§ Challenge: Identify the lines that include the word "this", then copy all of them.

§ Source data:
┄┄┄┄┄┄┄┄┄┄┄┄┄┄┄┄┄┄┄┄
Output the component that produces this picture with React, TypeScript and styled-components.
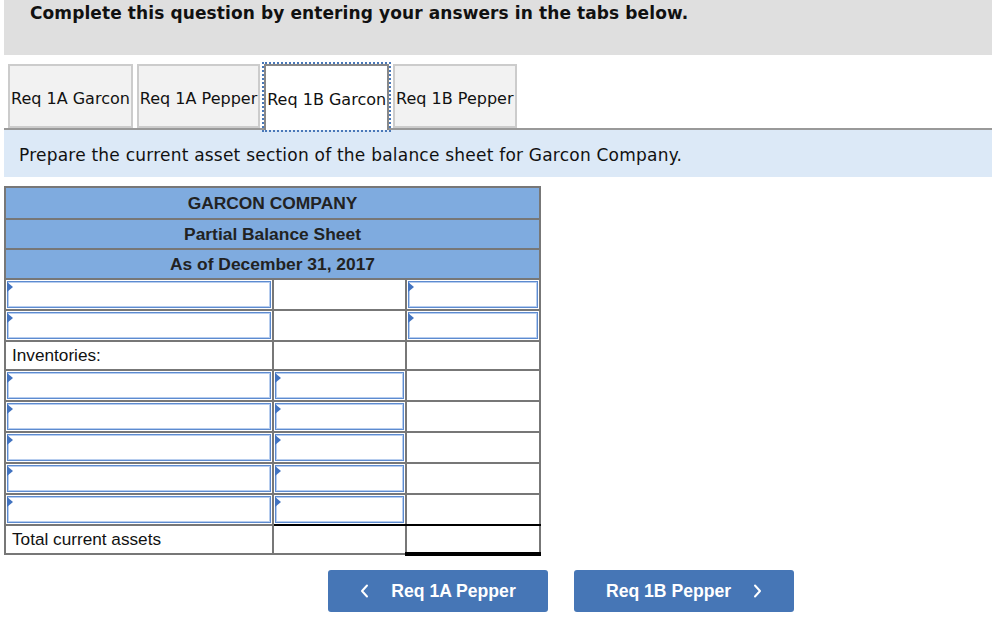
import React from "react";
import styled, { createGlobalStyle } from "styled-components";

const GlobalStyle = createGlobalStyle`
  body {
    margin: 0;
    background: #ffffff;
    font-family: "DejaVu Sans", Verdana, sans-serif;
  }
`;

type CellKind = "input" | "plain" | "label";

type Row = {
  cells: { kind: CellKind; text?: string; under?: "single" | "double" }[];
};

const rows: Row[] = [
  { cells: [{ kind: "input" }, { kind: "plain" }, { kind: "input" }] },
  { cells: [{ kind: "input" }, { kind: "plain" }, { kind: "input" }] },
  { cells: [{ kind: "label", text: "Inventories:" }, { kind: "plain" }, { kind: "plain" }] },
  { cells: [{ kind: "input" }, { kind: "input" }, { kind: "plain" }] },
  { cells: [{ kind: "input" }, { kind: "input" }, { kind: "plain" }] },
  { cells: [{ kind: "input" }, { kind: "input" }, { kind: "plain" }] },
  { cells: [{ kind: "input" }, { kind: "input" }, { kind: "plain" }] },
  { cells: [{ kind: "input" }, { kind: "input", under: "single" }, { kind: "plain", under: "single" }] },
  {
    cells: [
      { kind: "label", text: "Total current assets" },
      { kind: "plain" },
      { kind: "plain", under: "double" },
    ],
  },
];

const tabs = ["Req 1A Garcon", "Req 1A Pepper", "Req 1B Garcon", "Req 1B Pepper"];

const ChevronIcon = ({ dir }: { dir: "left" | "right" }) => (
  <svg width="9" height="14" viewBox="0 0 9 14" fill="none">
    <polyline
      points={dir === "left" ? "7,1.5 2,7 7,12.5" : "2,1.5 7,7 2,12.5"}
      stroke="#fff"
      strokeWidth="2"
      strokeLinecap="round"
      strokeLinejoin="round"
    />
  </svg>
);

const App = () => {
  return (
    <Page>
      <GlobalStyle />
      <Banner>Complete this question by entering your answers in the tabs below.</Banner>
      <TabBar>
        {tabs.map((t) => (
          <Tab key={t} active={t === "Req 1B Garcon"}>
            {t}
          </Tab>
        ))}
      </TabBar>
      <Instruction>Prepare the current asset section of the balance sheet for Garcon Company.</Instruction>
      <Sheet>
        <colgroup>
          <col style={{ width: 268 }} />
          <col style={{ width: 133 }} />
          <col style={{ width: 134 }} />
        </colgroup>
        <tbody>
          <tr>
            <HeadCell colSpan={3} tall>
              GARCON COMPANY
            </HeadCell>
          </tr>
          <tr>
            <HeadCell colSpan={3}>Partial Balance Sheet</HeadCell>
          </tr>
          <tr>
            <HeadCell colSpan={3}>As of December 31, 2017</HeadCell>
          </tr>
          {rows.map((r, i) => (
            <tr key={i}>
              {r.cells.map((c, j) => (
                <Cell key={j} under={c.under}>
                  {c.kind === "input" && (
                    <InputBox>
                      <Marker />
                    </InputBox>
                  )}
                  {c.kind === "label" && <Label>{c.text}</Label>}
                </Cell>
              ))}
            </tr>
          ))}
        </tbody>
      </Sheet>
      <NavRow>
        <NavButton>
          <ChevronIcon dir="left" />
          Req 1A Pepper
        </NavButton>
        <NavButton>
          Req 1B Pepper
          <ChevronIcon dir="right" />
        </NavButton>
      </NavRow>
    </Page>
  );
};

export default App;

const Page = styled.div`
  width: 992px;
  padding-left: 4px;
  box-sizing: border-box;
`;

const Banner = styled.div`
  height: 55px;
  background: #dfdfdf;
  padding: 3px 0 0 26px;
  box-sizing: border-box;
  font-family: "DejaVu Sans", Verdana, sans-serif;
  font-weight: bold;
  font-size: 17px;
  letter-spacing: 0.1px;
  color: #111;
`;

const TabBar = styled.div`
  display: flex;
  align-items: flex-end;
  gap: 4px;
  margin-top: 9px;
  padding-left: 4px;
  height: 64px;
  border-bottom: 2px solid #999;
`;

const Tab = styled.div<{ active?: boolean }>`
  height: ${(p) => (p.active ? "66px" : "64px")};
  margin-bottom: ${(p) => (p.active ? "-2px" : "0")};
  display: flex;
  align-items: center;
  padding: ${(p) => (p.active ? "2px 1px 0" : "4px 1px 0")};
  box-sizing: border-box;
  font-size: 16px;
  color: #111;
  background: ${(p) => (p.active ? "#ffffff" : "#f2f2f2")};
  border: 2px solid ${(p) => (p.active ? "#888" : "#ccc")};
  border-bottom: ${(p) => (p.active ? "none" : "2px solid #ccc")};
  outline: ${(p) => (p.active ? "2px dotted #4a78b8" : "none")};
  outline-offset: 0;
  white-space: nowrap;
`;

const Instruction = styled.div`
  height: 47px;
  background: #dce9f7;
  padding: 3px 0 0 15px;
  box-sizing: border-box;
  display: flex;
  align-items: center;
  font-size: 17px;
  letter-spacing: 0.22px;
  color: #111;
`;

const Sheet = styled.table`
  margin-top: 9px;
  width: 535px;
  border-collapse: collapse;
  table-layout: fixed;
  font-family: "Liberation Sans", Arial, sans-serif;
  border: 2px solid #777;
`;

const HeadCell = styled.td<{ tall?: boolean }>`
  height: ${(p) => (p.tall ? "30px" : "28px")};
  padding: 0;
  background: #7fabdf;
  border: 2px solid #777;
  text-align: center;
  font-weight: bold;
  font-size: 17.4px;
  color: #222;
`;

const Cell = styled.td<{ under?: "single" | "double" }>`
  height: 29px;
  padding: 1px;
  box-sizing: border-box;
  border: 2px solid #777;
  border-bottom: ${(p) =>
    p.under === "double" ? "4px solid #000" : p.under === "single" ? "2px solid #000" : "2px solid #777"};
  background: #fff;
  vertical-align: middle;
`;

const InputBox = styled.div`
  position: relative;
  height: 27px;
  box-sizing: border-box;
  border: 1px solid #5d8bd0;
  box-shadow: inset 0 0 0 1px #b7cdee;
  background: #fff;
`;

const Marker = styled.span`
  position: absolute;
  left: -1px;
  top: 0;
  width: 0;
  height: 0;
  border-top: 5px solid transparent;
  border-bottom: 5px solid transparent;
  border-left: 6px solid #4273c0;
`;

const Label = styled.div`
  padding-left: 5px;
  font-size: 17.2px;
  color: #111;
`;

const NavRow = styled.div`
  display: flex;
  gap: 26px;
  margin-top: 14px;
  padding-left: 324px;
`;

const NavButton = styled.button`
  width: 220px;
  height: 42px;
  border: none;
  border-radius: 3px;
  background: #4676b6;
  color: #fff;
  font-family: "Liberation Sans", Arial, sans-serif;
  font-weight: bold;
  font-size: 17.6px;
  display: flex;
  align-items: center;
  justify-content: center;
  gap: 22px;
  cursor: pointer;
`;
┄┄┄┄┄┄┄┄┄┄┄┄┄┄┄┄┄┄┄┄
§ Result below:
Output the component that produces this picture with React, TypeScript and styled-components.
      <Banner>Complete this question by entering your answers in the tabs below.</Banner>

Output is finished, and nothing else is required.